One of the primary reasons donors choose to contribute stock is the potential for enhanced tax benefits. When you donate appreciated stock that you have held for more than one year, you can typically deduct the fair market value of the securities at the time of the donation on your income tax return. Moreover, by bypassing the sale of the stock, you avoid paying capital gains taxes on the appreciation. For example, if you purchased shares for $5,000 that are now worth $15,000, donating them directly to a charity allows you to claim a $15,000 deduction while escaping the capital gains tax you would have owed had you sold the shares first. This dual benefit can significantly increase the net impact of your gift, allowing more of your resources to go toward the charitable mission rather than to taxes.

The process of donating stock is generally straightforward, though it requires careful attention to detail to ensure a smooth transaction. Here is a step-by-step overview:

  1. Identify a qualified nonprofit organization that accepts stock donations and confirm they have the infrastructure to handle such gifts. Most larger charities have brokerage accounts set up specifically for this purpose.
  2. Contact the charity to obtain their brokerage account information and any specific instructions they may have for processing the transfer. It is crucial to inform them of your intent so they can anticipate and properly acknowledge your gift.
  3. Work with your financial advisor or broker to initiate the transfer of shares from your account to the charity’s account. This is typically done electronically through a system like the Depository Trust Company (DTC). Provide your broker with the charity’s account number and DTC information.
  4. Ensure you receive a written acknowledgment from the charity for tax purposes. This document should confirm the receipt of the stock and state whether you received any goods or services in exchange for your donation, which is necessary for claiming your deduction.

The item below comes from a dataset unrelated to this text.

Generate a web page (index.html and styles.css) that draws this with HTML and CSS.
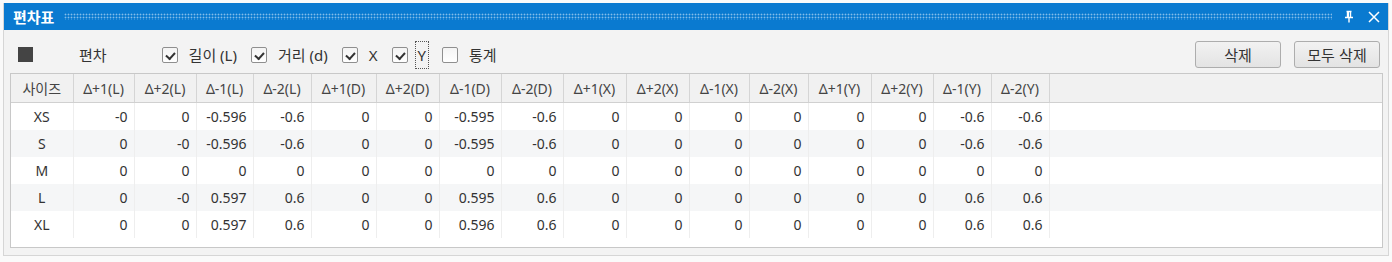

It is essential to initiate the process well before the end of the tax year to allow time for the transfer to be completed and documented. Delays can occur, particularly during busy periods, so planning ahead is advisable.

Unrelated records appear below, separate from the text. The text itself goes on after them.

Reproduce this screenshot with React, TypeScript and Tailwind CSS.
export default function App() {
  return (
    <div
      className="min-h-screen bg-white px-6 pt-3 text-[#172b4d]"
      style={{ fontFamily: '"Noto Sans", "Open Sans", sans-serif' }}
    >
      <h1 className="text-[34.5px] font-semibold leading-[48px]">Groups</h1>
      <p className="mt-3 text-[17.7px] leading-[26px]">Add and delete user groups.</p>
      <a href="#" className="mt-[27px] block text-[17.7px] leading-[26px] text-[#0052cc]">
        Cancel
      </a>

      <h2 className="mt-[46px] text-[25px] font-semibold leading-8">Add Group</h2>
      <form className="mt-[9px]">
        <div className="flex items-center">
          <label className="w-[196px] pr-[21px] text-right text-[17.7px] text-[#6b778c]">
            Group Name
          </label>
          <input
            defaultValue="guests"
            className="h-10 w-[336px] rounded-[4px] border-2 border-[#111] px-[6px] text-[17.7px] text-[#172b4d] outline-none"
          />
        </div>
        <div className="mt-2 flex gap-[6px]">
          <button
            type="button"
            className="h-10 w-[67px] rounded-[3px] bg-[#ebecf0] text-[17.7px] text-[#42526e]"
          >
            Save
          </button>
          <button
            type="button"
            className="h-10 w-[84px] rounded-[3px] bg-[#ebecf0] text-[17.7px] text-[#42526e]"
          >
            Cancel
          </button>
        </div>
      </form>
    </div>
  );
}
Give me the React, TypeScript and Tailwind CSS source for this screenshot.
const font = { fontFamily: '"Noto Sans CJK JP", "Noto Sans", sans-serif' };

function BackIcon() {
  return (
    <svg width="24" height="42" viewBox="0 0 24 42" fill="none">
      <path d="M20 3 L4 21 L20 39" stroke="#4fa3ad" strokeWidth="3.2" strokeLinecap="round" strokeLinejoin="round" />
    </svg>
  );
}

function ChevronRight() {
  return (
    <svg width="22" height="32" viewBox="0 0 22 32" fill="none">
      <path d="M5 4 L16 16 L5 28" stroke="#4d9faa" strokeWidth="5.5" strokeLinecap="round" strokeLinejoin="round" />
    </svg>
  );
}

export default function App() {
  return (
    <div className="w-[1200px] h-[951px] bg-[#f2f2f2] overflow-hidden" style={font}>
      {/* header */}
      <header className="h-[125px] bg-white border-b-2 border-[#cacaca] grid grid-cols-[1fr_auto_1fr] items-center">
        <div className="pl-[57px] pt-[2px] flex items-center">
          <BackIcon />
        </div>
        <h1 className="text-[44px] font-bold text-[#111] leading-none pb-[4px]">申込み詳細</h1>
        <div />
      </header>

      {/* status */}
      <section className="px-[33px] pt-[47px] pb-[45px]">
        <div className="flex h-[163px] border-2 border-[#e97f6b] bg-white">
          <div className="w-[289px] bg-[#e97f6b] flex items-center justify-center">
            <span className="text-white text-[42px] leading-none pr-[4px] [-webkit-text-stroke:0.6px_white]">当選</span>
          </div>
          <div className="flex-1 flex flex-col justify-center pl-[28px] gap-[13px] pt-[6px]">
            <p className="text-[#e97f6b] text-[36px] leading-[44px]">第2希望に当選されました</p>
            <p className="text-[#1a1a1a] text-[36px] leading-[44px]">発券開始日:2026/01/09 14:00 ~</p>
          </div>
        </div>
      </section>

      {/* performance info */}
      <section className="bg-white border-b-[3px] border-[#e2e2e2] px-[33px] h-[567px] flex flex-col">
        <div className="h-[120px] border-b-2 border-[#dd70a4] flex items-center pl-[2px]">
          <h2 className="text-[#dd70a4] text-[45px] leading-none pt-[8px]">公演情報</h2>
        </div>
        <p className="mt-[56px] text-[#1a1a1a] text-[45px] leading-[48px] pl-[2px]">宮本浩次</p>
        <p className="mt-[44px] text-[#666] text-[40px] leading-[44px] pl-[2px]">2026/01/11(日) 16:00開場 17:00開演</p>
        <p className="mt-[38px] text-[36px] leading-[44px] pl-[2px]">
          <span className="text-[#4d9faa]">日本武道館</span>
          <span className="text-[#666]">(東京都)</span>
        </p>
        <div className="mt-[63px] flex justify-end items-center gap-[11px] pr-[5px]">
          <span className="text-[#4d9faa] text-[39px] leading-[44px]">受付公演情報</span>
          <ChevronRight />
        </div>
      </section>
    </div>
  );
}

Beyond the tax advantages, donating stock aligns with broader philanthropic and financial planning goals. For donors with highly appreciated assets, this strategy can be an effective way to rebalance an investment portfolio without incurring tax liabilities. It also allows you to make a more substantial gift than you might have thought possible with cash alone, amplifying your support for organizations tackling critical issues like education, healthcare, or environmental conservation. Furthermore, many donors find that giving stock fosters a deeper connection to their charitable endeavors, as it involves a strategic and thoughtful approach to philanthropy.

However, there are important considerations and potential pitfalls to be aware of. Not all charities are equipped to accept stock donations, particularly smaller organizations with limited administrative capacity. It is also crucial to ensure that the stock has been held for more than one year to qualify for the favorable tax treatment; donating shares held for a shorter period may result in a deduction limited to your cost basis. Additionally, the value of the deduction is subject to IRS limitations based on your adjusted gross income, so consulting with a tax professional is highly recommended to navigate these rules and maximize your benefits.

In summary, donated stock represents a powerful tool for savvy philanthropists seeking to make a meaningful impact while optimizing their financial situation. By understanding the process, benefits, and considerations involved, you can leverage this strategy to support the causes you believe in more effectively. Whether you are a seasoned investor or new to charitable planning, exploring the option of donating appreciated securities can unlock new opportunities for giving that benefit both you and the organizations you champion.